Cobb County has become an engine for economic activity in the metro Atlanta region, and that’s likely going to continue in the coming years, said Marietta-based real estate attorney Kevin Moore.
Moore said one trend likely to continue is the primacy of developments containing a mix of uses, such as residential, retail and office.
“From a commercial standpoint, we have not seen, and I do not see over the next year, any increase in standalone retail or standalone commercial, which is translated loosely as shopping center-type developments,” he said. “That has not come back from the recession, nor has it survived the monumental shift to online shopping.”
One of the largest mixed-use projects slated for Cobb County will be Eastpark Village in downtown Kennesaw. Mayor Derek Easterling said construction is set to begin at the end of 2020 on that 68-acre, $240 million project, which will include 900 residential homes including townhomes, senior-restricted condos, market rate luxury multi-family homes and senior-restricted cottages as well as restaurants, office space, retail shops and an outdoor market project.
Moore said the proliferation of online shopping also means standalone commercial development is more likely to be entertainment or service-oriented rather than selling a product one can buy off Amazon.
He also said it’s a safe bet that more office buildings will come to Cobb.
“At this point, office development tends to be of the higher-end kind, that is, any new office development is going to be part of the Galleria-Cumberland area as the halo effect from Battery which continues to expand.”
Some big-name corporations have chosen to move their offices to that area in recent years, including home goods retailer Floor and Décor and German industrial conglomerate Thyssenkrupp, which will have the county’s tallest building when it moves into its new North American headquarters to Cumberland.
Another property to keep your eyes on is the old Marietta Flea Market property at the corner of Franklin and South Marietta Parkway. City officials hope it will become the newest piece in the continuing redevelopment of Franklin Gateway.
In 2013, voters approved a $68 million bond, which the city has used to demolish blighted property on what was then Franklin Gateway and sell it to developers at a loss with the understanding that the new projects would bring higher property values and lower crime rates.

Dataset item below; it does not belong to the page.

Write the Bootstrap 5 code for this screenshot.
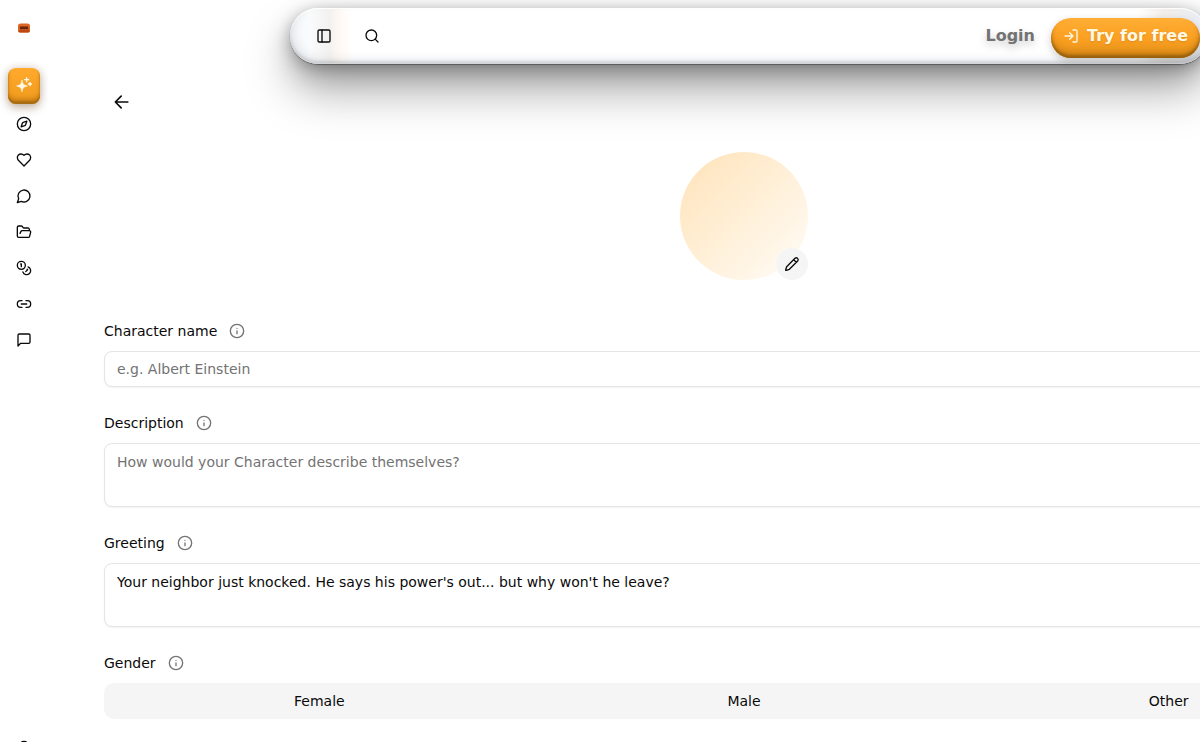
<!DOCTYPE html>
<html lang="en">
<head>
<meta charset="utf-8">
<meta name="viewport" content="width=device-width, initial-scale=1">
<title>Create character</title>
<link href="https://cdn.jsdelivr.net/npm/bootstrap@5.3.0/dist/css/bootstrap.min.css" rel="stylesheet">
<style>
body{font-family:"DejaVu Sans",sans-serif;font-size:14px;line-height:20px;color:#0a0a0a;background:#fff}
svg{display:block;flex:none;fill:none;stroke:currentColor;stroke-width:2;stroke-linecap:round;stroke-linejoin:round}
.i16{width:16px;height:16px}
.shell{height:100vh}
.side{width:48px;height:764px;padding:20px 8px 0}
.side a,.tool{color:#0a0a0a;width:32px;height:32px;display:flex;align-items:center;justify-content:center;padding:0;border:0;background:none}
.side .brand{height:16px;margin-bottom:32px}
.brand svg{stroke:none}
.side .create{height:36px;padding-bottom:3px;border-radius:8px;color:#fffbe8;background:linear-gradient(#ffaa2e,#f09a1c);box-shadow:inset 0 -3px 2px #a96c14,inset 0 -6px 4px #d1861a,0 4px 10px rgba(90,50,0,.3),0 0 8px rgba(90,50,0,.18)}
.create .star{fill:currentColor;stroke-width:1}
.topbar{height:56px;margin:8px -8px 0 242px;padding:0 8px 0 18px;border-radius:28px;position:relative;
background:linear-gradient(90deg,#f6f7f9 0,#fafbfc 20px,#f3f1f0 40px,#fff9f4 50px,#fff 62px,#fff calc(100% - 70px),#f1eee9 calc(100% - 44px),#e8edf5);
box-shadow:inset 0 -1px 0 #d4d5d8,inset 0 -3px 3px rgba(0,0,0,.12),inset 0 1px 1px #fff,inset 4px -5px 9px rgba(80,95,120,.12),0 1px 1px rgba(0,0,0,.35),0 3px 14px rgba(0,0,0,.2),0 8px 24px rgba(0,0,0,.22),0 26px 46px rgba(0,0,0,.34)}
.login{font-size:16px;line-height:24px;color:#737373;text-shadow:0 4px 8px rgba(0,0,0,.22)}
.try{font-size:16px;line-height:24px;height:40px;padding:0 12px 4px;margin-top:4px;border:0;border-radius:20px;color:#fff8e3;background:linear-gradient(#ffae35,#fba022 50%,#e8951b);box-shadow:inset 0 -3px 3px #96600f,inset 0 -7px 7px rgba(160,95,5,.35),0 3px 8px rgba(0,0,0,.2);text-shadow:0 1px 2px rgba(120,65,0,.2)}
.editor{width:1280px;margin:22px 0 0 56px;flex:none}
.back{margin-left:2px}
.portrait{width:128px;height:128px;margin:34px auto 41px;border-radius:50%;background:linear-gradient(135deg,#ffe2b8,#fffdf8);position:relative}
.edit{right:0;bottom:0;border-radius:50%;background:#f5f5f5}
.edit,.edit:hover{color:#0a0a0a}
.field{margin-bottom:26px}
.cap{gap:12px;margin-bottom:10px}
.cap svg{color:#737373}
.box{font-size:14px;line-height:20px;padding:7px 12px;height:36px;border:1px solid #e5e5e5;border-radius:8px;color:#0a0a0a;box-shadow:0 1px 2px rgba(0,0,0,.05);resize:none}
textarea.box{height:64px;padding-top:8px}
.box::placeholder{color:#737373}
.seg{height:36px;padding:3px;border-radius:10px;background:#f5f5f5}
.seg button{border:0;background:none;color:#0a0a0a;padding:0}
</style>
</head>
<body>
<div class="shell d-flex overflow-hidden">
<nav class="side d-flex flex-column flex-shrink-0" aria-label="Main">
<a class="brand" href="#" aria-label="Home"><svg width="14" height="12" viewBox="0 0 14 12"><rect x="1" y="1.500" width="12" height="9" rx="2.500" fill="#df6420"/><rect x="1.500" y="8" width="11" height="2.500" rx="1.200" fill="#bd4811"/><path d="M3 4.500h8l.5 2.800H3z" fill="#672510"/></svg></a>
<a class="create" href="#" aria-label="Create"><svg class="i16" viewBox="0 0 24 24"><path class="star" d="M9 5c1.200 6 2 7 8 8.500-6 1.500-6.800 2.500-8 8.500-1.200-6-2-7-8-8.500 6-1.500 6.800-2.500 8-8.500z"/><path d="M16 1v6M13 4h6M21 8v5M18.500 10.500h5"/></svg></a>
<a class="mt-1" href="#" aria-label="Explore"><svg class="i16" viewBox="0 0 24 24"><circle cx="12" cy="12" r="10"/><path d="m16.240 7.760-1.804 5.411a2 2 0 0 1-1.265 1.265L7.760 16.240l1.804-5.411a2 2 0 0 1 1.265-1.265z"/></svg></a>
<a class="mt-1" href="#" aria-label="Favorites"><svg class="i16" viewBox="0 0 24 24"><path d="M19 14c1.490-1.460 3-3.210 3-5.500A5.500 5.500 0 0 0 16.500 3c-1.760 0-3 .5-4.500 2-1.500-1.500-2.740-2-4.500-2A5.500 5.500 0 0 0 2 8.500c0 2.300 1.500 4.050 3 5.500l7 7Z"/></svg></a>
<a class="mt-1" href="#" aria-label="Chats"><svg class="i16" viewBox="0 0 24 24"><path d="M7.900 20A9 9 0 1 0 4 16.100L2 22Z"/></svg></a>
<a class="mt-1" href="#" aria-label="Gallery"><svg class="i16" viewBox="0 0 24 24"><path d="m6 14 1.500-2.900A2 2 0 0 1 9.240 10H20a2 2 0 0 1 1.940 2.500l-1.540 6a2 2 0 0 1-1.950 1.500H4a2 2 0 0 1-2-2V5a2 2 0 0 1 2-2h3.900a2 2 0 0 1 1.690.9l.81 1.200a2 2 0 0 0 1.670.9H18a2 2 0 0 1 2 2v2"/></svg></a>
<a class="mt-1" href="#" aria-label="Coins"><svg class="i16" viewBox="0 0 24 24"><circle cx="8" cy="8" r="6"/><path d="M18.090 10.370A6 6 0 1 1 10.340 18M7 6h1v4M16.710 13.880l.7.710-2.820 2.820"/></svg></a>
<a class="mt-1" href="#" aria-label="Affiliate"><svg class="i16" viewBox="0 0 24 24"><path d="M9 17H7A5 5 0 0 1 7 7h2M15 7h2a5 5 0 1 1 0 10h-2M8 12h8"/></svg></a>
<a class="mt-1" href="#" aria-label="Feedback"><svg class="i16" viewBox="0 0 24 24"><path d="M21 15a2 2 0 0 1-2 2H7l-4 4V5a2 2 0 0 1 2-2h14a2 2 0 0 1 2 2z"/></svg></a>
<a class="mt-auto" href="#" aria-label="Account"><svg class="i16" viewBox="0 0 24 24"><circle cx="12" cy="7" r="5"/><path d="M20 22a8 8 0 0 0-16 0"/></svg></a>
</nav>
<div class="flex-grow-1 d-flex flex-column" style="min-width:0">
<header class="topbar d-flex align-items-center flex-shrink-0">
<button class="tool" type="button" aria-label="Toggle sidebar"><svg class="i16" viewBox="0 0 24 24"><rect x="3" y="3" width="18" height="18" rx="2"/><path d="M9 3v18"/></svg></button>
<button class="tool ms-3" type="button" aria-label="Search"><svg class="i16" viewBox="0 0 24 24"><circle cx="11" cy="11" r="8"/><path d="m21 21-4.300-4.300"/></svg></button>
<a class="login fw-bold text-decoration-none ms-auto me-3" href="#">Login</a>
<button class="try fw-bold d-flex align-items-center gap-2" type="button"><svg class="i16" viewBox="0 0 24 24"><path d="M15 3h4a2 2 0 0 1 2 2v14a2 2 0 0 1-2 2h-4M10 17l5-5-5-5M15 12H3"/></svg>Try for free</button>
</header>
<main class="editor">
<button class="tool back" type="button" aria-label="Back"><svg width="20" height="20" viewBox="0 0 24 24"><path d="m11 19-7-7 7-7M19 12H4"/></svg></button>
<div class="portrait"><button class="tool edit position-absolute" type="button" aria-label="Edit avatar"><svg class="i16" viewBox="0 0 24 24"><path d="M16.500 3.500a2.830 2.830 0 0 1 4 4L8 20l-4.500 1.500c-.7.200-1.200-.3-1-1L4 16ZM14.500 5.500l4 4"/></svg></button></div>
<form>
<div class="field"><div class="cap d-flex align-items-center"><label for="name">Character name</label><svg class="i16" viewBox="0 0 24 24"><circle cx="12" cy="12" r="10"/><path d="M12 16v-4M12 8h.01"/></svg></div>
<input class="box form-control" id="name" type="text" placeholder="e.g. Albert Einstein"></div>
<div class="field"><div class="cap d-flex align-items-center"><label for="desc">Description</label><svg class="i16" viewBox="0 0 24 24"><circle cx="12" cy="12" r="10"/><path d="M12 16v-4M12 8h.01"/></svg></div>
<textarea class="box form-control" id="desc" placeholder="How would your Character describe themselves?"></textarea></div>
<div class="field"><div class="cap d-flex align-items-center"><label for="greet">Greeting</label><svg class="i16" viewBox="0 0 24 24"><circle cx="12" cy="12" r="10"/><path d="M12 16v-4M12 8h.01"/></svg></div>
<textarea class="box form-control" id="greet">Your neighbor just knocked. He says his power's out... but why won't he leave?</textarea></div>
<div class="field"><div class="cap d-flex align-items-center"><span id="gender">Gender</span><svg class="i16" viewBox="0 0 24 24"><circle cx="12" cy="12" r="10"/><path d="M12 16v-4M12 8h.01"/></svg></div>
<div class="seg row row-cols-3 g-0" role="group" aria-labelledby="gender"><button class="col" type="button">Female</button><button class="col" type="button">Male</button><button class="col" type="button">Other</button></div></div>
</form>
</main>
</div>
</div>
<script src="https://cdn.jsdelivr.net/npm/bootstrap@5.3.0/dist/js/bootstrap.bundle.min.js"></script>
</body>
</html>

The former flea market was purchased by the city in 2017 for $5.8 million. Its demolition is imminent, and city officials say they are in the process of courting a new developer for the 7-acre property.
How's the housing market?
In recent years, the housing market has shown robust growth and all indications are that in Cobb, that should continue, said Marietta-based Realtor and Councilman Johnny Walker.
“We’re probably having our best start ever for the first of a year. The phone is ringing a lot. Home values have seemed to continue to go up. A lot of good, strong activity around the Marietta Square area (means) people are wanting to be close to downtown,” he said, adding that average home prices in the county have risen about 8% over the past year.

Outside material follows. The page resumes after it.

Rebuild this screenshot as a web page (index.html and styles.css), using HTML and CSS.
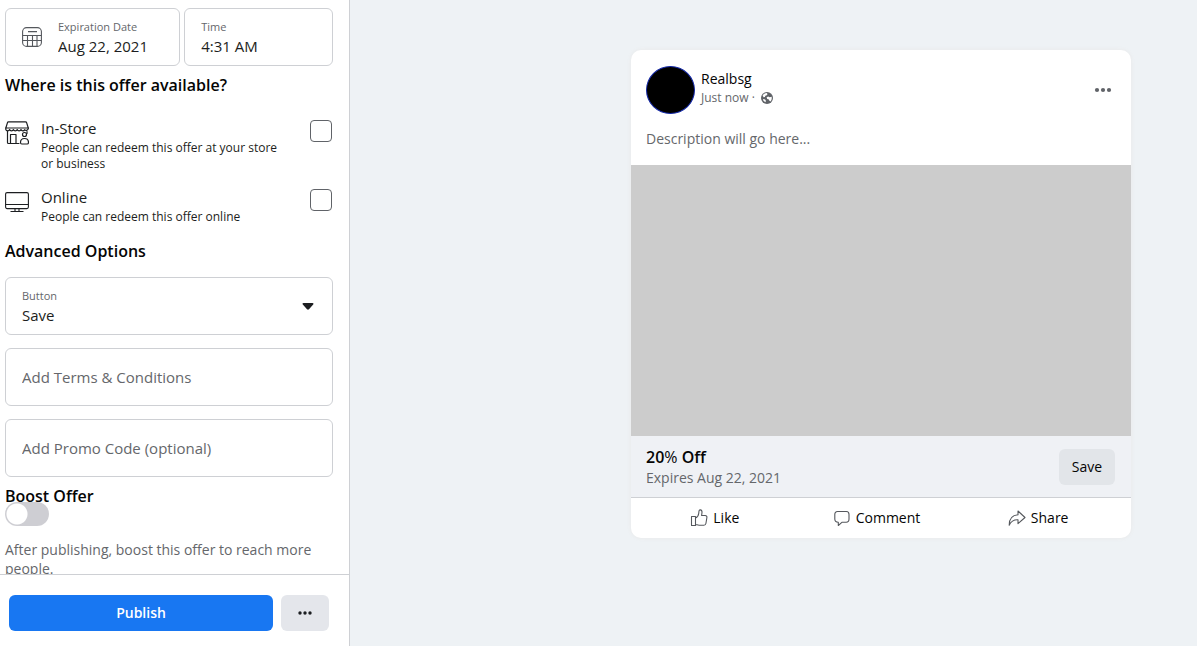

He estimated that average prices in the county sit between $300,000 and $350,000, while Marietta sees average prices closer to $350,000 to $400,000.

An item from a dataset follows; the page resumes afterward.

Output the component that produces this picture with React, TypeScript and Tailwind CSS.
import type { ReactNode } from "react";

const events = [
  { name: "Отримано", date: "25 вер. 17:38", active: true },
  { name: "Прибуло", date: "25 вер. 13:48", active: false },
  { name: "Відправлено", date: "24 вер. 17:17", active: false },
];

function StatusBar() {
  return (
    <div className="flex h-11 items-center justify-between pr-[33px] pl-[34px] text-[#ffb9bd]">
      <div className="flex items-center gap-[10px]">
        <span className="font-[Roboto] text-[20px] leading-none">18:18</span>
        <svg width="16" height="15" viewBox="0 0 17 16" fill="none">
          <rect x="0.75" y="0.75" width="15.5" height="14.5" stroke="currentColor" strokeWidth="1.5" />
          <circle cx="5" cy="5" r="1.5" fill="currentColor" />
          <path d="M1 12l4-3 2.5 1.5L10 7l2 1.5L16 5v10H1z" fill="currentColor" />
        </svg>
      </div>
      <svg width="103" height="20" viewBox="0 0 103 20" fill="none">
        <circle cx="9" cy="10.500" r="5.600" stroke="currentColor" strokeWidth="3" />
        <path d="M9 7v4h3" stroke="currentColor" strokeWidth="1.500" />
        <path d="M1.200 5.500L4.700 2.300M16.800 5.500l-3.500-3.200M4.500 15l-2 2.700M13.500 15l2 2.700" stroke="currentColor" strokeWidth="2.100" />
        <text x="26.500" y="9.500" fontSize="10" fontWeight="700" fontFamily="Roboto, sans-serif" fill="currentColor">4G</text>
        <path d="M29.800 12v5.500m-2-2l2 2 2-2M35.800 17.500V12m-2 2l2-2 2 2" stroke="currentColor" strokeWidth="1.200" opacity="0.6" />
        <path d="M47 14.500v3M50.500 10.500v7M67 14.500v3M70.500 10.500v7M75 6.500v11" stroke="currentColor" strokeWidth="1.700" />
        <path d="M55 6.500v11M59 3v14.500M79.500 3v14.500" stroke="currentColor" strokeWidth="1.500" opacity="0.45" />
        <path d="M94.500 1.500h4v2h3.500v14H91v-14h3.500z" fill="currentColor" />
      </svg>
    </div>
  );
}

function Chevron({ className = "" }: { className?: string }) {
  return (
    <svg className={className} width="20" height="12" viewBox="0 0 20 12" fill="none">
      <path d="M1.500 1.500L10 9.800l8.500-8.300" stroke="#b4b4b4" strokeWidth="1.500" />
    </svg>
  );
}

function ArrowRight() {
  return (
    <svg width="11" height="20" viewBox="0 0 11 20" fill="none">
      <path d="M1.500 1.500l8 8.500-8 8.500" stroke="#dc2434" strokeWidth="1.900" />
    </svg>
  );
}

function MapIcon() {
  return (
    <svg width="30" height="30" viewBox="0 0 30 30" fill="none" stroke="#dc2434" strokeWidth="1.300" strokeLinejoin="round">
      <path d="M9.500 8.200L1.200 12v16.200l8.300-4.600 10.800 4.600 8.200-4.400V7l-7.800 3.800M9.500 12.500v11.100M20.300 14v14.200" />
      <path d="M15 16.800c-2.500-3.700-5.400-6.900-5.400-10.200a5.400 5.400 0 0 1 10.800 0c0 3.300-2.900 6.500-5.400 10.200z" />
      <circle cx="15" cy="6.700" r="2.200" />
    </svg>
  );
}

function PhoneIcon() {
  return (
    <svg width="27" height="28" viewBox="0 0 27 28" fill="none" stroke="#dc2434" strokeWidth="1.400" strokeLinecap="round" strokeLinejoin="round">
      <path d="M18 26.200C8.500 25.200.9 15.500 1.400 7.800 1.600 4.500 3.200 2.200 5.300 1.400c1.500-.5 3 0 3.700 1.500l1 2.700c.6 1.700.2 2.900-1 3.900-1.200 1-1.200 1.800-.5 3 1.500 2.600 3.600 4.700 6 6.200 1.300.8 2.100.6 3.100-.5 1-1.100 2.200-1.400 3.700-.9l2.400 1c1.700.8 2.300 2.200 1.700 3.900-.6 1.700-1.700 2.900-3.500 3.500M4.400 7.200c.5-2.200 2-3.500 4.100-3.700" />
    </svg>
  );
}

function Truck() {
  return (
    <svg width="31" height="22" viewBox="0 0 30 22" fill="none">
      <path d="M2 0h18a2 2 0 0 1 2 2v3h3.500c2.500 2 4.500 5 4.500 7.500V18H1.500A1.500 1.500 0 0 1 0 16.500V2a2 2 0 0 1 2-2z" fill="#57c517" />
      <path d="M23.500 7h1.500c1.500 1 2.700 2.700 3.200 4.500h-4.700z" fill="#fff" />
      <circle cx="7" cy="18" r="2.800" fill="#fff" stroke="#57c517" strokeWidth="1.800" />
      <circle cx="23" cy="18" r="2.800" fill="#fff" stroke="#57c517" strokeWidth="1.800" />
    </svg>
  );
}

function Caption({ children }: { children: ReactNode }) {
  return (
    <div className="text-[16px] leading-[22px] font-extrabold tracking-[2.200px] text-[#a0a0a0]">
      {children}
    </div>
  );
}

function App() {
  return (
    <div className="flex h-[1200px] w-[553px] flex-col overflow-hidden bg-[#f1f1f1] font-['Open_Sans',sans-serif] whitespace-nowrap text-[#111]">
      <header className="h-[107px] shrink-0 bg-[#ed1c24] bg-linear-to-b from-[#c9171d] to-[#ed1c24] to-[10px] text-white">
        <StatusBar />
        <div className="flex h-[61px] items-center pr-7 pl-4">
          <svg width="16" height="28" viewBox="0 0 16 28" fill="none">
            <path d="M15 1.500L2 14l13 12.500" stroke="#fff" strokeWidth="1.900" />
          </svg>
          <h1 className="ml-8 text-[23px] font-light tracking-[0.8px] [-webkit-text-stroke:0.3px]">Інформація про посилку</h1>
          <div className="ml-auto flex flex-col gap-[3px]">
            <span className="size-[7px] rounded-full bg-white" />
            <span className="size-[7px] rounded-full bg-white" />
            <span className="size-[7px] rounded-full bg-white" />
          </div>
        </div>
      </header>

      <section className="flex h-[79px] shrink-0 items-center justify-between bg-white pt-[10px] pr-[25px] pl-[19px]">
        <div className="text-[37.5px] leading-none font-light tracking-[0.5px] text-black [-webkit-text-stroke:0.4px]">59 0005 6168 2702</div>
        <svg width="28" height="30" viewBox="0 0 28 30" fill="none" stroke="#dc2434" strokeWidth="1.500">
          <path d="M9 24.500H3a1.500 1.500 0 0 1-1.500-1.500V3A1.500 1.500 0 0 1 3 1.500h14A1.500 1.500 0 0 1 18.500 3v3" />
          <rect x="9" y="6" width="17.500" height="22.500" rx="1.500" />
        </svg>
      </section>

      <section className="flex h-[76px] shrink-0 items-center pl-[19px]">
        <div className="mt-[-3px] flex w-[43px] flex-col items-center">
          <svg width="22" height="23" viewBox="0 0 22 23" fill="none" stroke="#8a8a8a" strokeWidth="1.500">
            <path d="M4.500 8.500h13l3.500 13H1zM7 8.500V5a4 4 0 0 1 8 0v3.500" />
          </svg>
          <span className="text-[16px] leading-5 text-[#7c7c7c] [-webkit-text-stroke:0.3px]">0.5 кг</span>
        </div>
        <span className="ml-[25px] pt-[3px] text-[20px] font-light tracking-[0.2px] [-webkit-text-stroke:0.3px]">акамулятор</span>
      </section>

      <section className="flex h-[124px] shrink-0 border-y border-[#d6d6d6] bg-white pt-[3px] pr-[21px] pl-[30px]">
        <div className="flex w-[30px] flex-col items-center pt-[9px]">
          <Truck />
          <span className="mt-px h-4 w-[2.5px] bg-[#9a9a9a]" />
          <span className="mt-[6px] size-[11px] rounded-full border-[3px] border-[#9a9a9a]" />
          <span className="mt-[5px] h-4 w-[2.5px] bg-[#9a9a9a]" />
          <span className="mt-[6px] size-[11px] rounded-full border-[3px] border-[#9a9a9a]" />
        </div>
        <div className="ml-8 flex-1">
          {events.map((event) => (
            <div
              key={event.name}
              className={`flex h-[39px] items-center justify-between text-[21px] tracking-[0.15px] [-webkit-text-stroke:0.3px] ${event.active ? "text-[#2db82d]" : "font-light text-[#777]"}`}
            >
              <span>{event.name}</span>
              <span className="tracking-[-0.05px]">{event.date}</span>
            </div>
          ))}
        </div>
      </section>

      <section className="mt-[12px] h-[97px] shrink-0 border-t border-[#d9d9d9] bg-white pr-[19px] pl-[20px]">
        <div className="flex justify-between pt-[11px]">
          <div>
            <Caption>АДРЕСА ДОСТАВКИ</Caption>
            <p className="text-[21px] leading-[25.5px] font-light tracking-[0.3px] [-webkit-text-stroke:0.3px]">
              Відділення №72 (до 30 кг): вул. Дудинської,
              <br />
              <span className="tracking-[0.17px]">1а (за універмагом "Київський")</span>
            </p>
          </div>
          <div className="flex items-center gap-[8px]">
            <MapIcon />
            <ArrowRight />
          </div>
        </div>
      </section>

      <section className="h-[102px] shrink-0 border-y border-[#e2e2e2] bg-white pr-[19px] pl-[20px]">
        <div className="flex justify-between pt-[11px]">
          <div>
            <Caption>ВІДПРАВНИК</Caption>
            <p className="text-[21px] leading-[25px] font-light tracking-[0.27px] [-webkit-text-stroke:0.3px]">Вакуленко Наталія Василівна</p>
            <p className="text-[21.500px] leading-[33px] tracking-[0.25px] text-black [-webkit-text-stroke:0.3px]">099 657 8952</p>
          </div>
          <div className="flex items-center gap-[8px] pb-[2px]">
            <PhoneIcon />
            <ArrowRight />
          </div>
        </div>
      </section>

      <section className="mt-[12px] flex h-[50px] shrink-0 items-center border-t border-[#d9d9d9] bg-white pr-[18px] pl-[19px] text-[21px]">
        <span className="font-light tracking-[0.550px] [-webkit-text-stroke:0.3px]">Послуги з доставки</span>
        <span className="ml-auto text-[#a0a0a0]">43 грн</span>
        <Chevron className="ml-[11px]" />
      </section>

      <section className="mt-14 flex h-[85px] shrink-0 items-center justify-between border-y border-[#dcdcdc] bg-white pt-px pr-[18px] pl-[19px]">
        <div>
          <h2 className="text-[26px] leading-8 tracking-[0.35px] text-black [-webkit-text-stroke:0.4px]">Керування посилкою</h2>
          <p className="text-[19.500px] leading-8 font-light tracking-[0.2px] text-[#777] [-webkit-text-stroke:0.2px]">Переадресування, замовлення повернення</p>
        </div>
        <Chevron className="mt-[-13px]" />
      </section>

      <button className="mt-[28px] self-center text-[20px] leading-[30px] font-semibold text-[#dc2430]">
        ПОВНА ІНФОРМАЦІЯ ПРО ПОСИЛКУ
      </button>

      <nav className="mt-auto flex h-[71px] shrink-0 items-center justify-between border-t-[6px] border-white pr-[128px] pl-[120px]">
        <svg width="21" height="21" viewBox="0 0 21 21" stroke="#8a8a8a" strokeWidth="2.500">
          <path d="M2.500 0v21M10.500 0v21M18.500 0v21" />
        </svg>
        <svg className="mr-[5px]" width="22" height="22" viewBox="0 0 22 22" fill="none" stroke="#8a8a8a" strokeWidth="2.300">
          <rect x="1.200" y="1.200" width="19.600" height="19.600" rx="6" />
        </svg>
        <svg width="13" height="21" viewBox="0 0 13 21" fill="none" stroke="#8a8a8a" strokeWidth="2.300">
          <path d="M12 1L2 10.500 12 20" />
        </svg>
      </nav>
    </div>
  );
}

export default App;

Walker said in the current market, which he said favors sellers, homes that are listed quickly get snapped up. But he said home buyers are even willing to buy and renovate old homes or tear down and rebuild around historic city centers or in hot spots like Smyrna and Cumberland, home of The Battery Atlanta and Truist Park, so their families can be close by to enjoy what’s on offer.
Walker said the solid housing market doesn’t appear isolated to just those areas. He said the Cobb County School District attracts families who simply want to live somewhere in the county.
“There’s not that much inventory right now. The good houses get snapped up real quick, like in one or two days, if that. We’re in a good market, and a good strong economy. That sure helps,” he said. “We have great things going on in our community. I think people want to live here, work here and play here.”
Walker said as time goes on, the amount of land available for home developers continues to shrink, especially around city centers. But, he said, northeast and west Cobb still present opportunities for new construction.
“We still have some room left for growth in Cobb County,” he said.
Challenges and trends
The challenge presented by a strong housing market is often that first-time home buyers have a much tougher time finding affordable homes, Walker said. But with growing attention to that issue, the county could see local communities pushing developers to build homes with attainable price points in the near future, he said.
A trend seen in recent years and one likely to continue for years to come is the construction of homes that can more easily fit on smaller footprints. One of the ways for developers to accomplish that is by constructing townhomes, multi-story homes, usually attached to one or more similar homes by shared walls.
Townhomes are a more affordable option for first-time buyers, buyers looking to downsize or those in search of a lower price point, Walker said. He said townhomes also often don’t require the homeowner to maintain a yard.
“It seems like there’s less mega-homes … being built right now. People are realizing, ‘I don’t really need this 6,000- (or) 7,000-square-foot house,” he said. Walker added that construction of townhomes allows more people to live on a smaller piece of developable land.
Given the continued positive outlook for the economy, Walker said Cobb residents and prospective home buyers should expect home prices to stay high and inventory to stay scarce. For sellers, he had this advice:
“People need to have their homes ready to be sold. If you prepare them well and price them well, they’ll sell very quick,” he said.